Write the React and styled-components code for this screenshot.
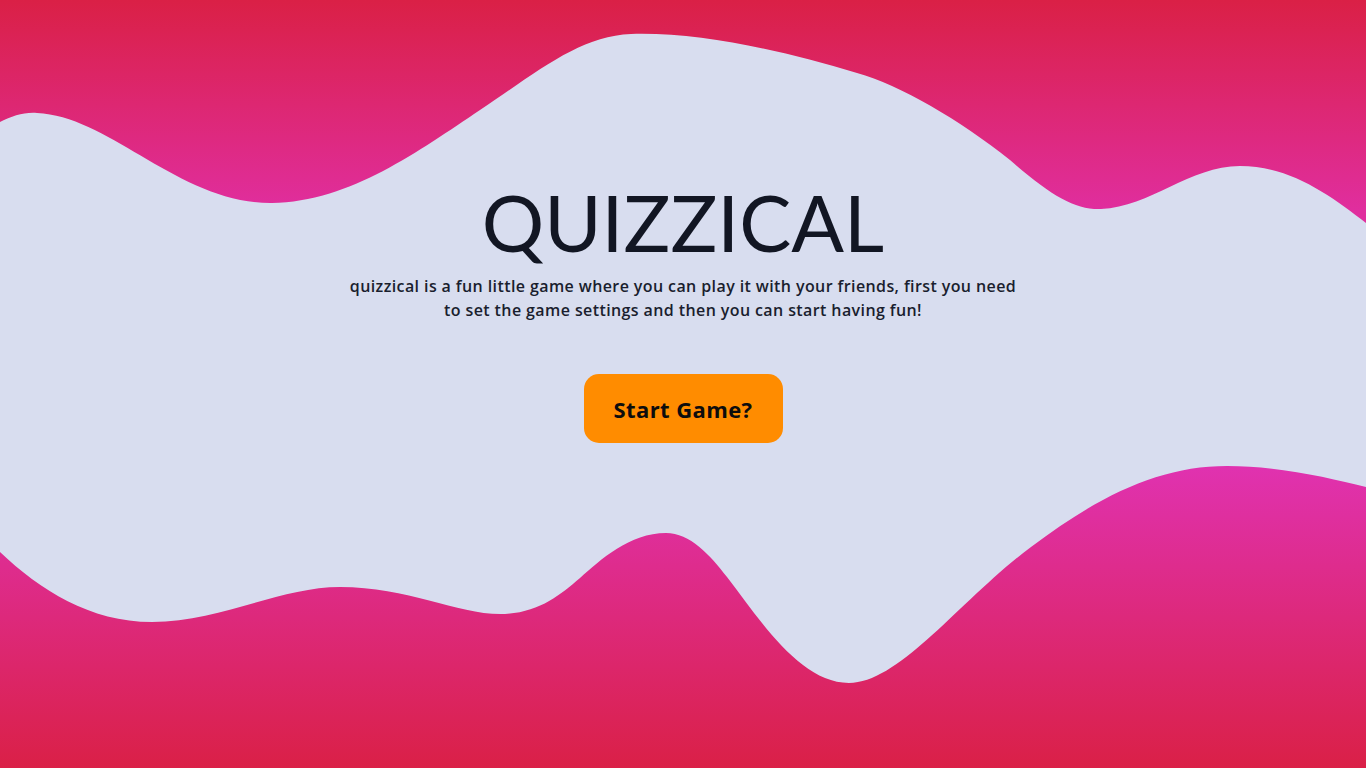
import styled, { createGlobalStyle } from "styled-components";

const GlobalStyle = createGlobalStyle`
  * { box-sizing: border-box; }
  html, body { margin: 0; padding: 0; }
  body {
    background: #d8ddef;
    font-family: "Open Sans", "Liberation Sans", sans-serif;
    color: #141826;
  }
`;

const Page = styled.div`
  position: relative;
  width: 100%;
  height: 768px;
  overflow: hidden;
  background: #d8ddef;
`;

const Blob = styled.svg`
  position: absolute;
  inset: 0;
  width: 100%;
  height: 100%;
  z-index: 0;
`;

const Main = styled.main`
  position: relative;
  z-index: 1;
  display: flex;
  flex-direction: column;
  align-items: center;
  padding-top: 177px;
`;

const Title = styled.h1`
  margin: 0;
  font-family: "Lato", "Open Sans", sans-serif;
  font-weight: 400;
  font-size: 78px;
  line-height: 90px;
  letter-spacing: 0;
  color: #121623;
`;

const Intro = styled.p`
  margin: 7px 0 0;
  max-width: 674px;
  text-align: center;
  font-size: 16px;
  font-weight: 600;
  line-height: 24px;
  letter-spacing: 0.4px;
  color: #1a1e2e;
`;

const StartButton = styled.button`
  margin-top: 52px;
  width: 199px;
  height: 69px;
  border: none;
  border-radius: 15px;
  background: #ff8c00;
  font-family: "Open Sans", sans-serif;
  font-size: 22px;
  font-weight: 700;
  letter-spacing: 0.4px;
  color: #0d0d0d;
  cursor: pointer;
`;

function Waves() {
  return (
    <Blob viewBox="0 0 1366 768" preserveAspectRatio="none" aria-hidden="true">
      <defs>
        <linearGradient id="topFill" x1="0" y1="0" x2="0" y2="210" gradientUnits="userSpaceOnUse">
          <stop offset="0" stopColor="#da2046" />
          <stop offset="1" stopColor="#e02e9e" />
        </linearGradient>
        <linearGradient id="bottomFill" x1="0" y1="466" x2="0" y2="768" gradientUnits="userSpaceOnUse">
          <stop offset="0" stopColor="#e032b0" />
          <stop offset="1" stopColor="#da2047" />
        </linearGradient>
      </defs>
      <path
        fill="url(#topFill)"
        d="M0,122 C12,116 24,112 37,113 C110,116 180,204 272,203 C350,202 420,150 480,110 C540,70 580,36 631,34 C700,32 780,50 857,73 C900,85 960,120 1010,160 C1050,195 1075,210 1101,209 C1150,207 1190,166 1240,166 C1290,166 1330,195 1366,223 L1366,0 L0,0 Z"
      />
      <path
        fill="url(#bottomFill)"
        d="M0,552 C40,590 90,622 152,622 C220,622 280,587 340,587 C410,587 460,616 505,614 C540,612 560,595 580,578 C600,560 630,533 666,533 C690,533 710,555 727,577 C760,620 800,683 849,683 C900,683 960,600 1031,547 C1100,495 1160,466 1227,466 C1280,466 1330,478 1366,487 L1366,768 L0,768 Z"
      />
    </Blob>
  );
}

export default function App() {
  return (
    <>
      <GlobalStyle />
      <Page>
        <Waves />
        <Main>
          <Title>QUIZZICAL</Title>
          <Intro>
            quizzical is a fun little game where you can play it with your friends, first you need
            to set the game settings and then you can start having fun!
          </Intro>
          <StartButton>Start Game?</StartButton>
        </Main>
      </Page>
    </>
  );
}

++++++++

[TASK DIRECTIONS] Send back the data above word for word, with the pictures left out.

[SOLUTION FOR THIS EXERCISE]
Write the React and styled-components code for this screenshot.
import styled, { createGlobalStyle } from "styled-components";

const GlobalStyle = createGlobalStyle`
  * { box-sizing: border-box; }
  html, body { margin: 0; padding: 0; }
  body {
    background: #d8ddef;
    font-family: "Open Sans", "Liberation Sans", sans-serif;
    color: #141826;
  }
`;

const Page = styled.div`
  position: relative;
  width: 100%;
  height: 768px;
  overflow: hidden;
  background: #d8ddef;
`;

const Blob = styled.svg`
  position: absolute;
  inset: 0;
  width: 100%;
  height: 100%;
  z-index: 0;
`;

const Main = styled.main`
  position: relative;
  z-index: 1;
  display: flex;
  flex-direction: column;
  align-items: center;
  padding-top: 177px;
`;

const Title = styled.h1`
  margin: 0;
  font-family: "Lato", "Open Sans", sans-serif;
  font-weight: 400;
  font-size: 78px;
  line-height: 90px;
  letter-spacing: 0;
  color: #121623;
`;

const Intro = styled.p`
  margin: 7px 0 0;
  max-width: 674px;
  text-align: center;
  font-size: 16px;
  font-weight: 600;
  line-height: 24px;
  letter-spacing: 0.4px;
  color: #1a1e2e;
`;

const StartButton = styled.button`
  margin-top: 52px;
  width: 199px;
  height: 69px;
  border: none;
  border-radius: 15px;
  background: #ff8c00;
  font-family: "Open Sans", sans-serif;
  font-size: 22px;
  font-weight: 700;
  letter-spacing: 0.4px;
  color: #0d0d0d;
  cursor: pointer;
`;

function Waves() {
  return (
    <Blob viewBox="0 0 1366 768" preserveAspectRatio="none" aria-hidden="true">
      <defs>
        <linearGradient id="topFill" x1="0" y1="0" x2="0" y2="210" gradientUnits="userSpaceOnUse">
          <stop offset="0" stopColor="#da2046" />
          <stop offset="1" stopColor="#e02e9e" />
        </linearGradient>
        <linearGradient id="bottomFill" x1="0" y1="466" x2="0" y2="768" gradientUnits="userSpaceOnUse">
          <stop offset="0" stopColor="#e032b0" />
          <stop offset="1" stopColor="#da2047" />
        </linearGradient>
      </defs>
      <path
        fill="url(#topFill)"
        d="M0,122 C12,116 24,112 37,113 C110,116 180,204 272,203 C350,202 420,150 480,110 C540,70 580,36 631,34 C700,32 780,50 857,73 C900,85 960,120 1010,160 C1050,195 1075,210 1101,209 C1150,207 1190,166 1240,166 C1290,166 1330,195 1366,223 L1366,0 L0,0 Z"
      />
      <path
        fill="url(#bottomFill)"
        d="M0,552 C40,590 90,622 152,622 C220,622 280,587 340,587 C410,587 460,616 505,614 C540,612 560,595 580,578 C600,560 630,533 666,533 C690,533 710,555 727,577 C760,620 800,683 849,683 C900,683 960,600 1031,547 C1100,495 1160,466 1227,466 C1280,466 1330,478 1366,487 L1366,768 L0,768 Z"
      />
    </Blob>
  );
}

export default function App() {
  return (
    <>
      <GlobalStyle />
      <Page>
        <Waves />
        <Main>
          <Title>QUIZZICAL</Title>
          <Intro>
            quizzical is a fun little game where you can play it with your friends, first you need
            to set the game settings and then you can start having fun!
          </Intro>
          <StartButton>Start Game?</StartButton>
        </Main>
      </Page>
    </>
  );
}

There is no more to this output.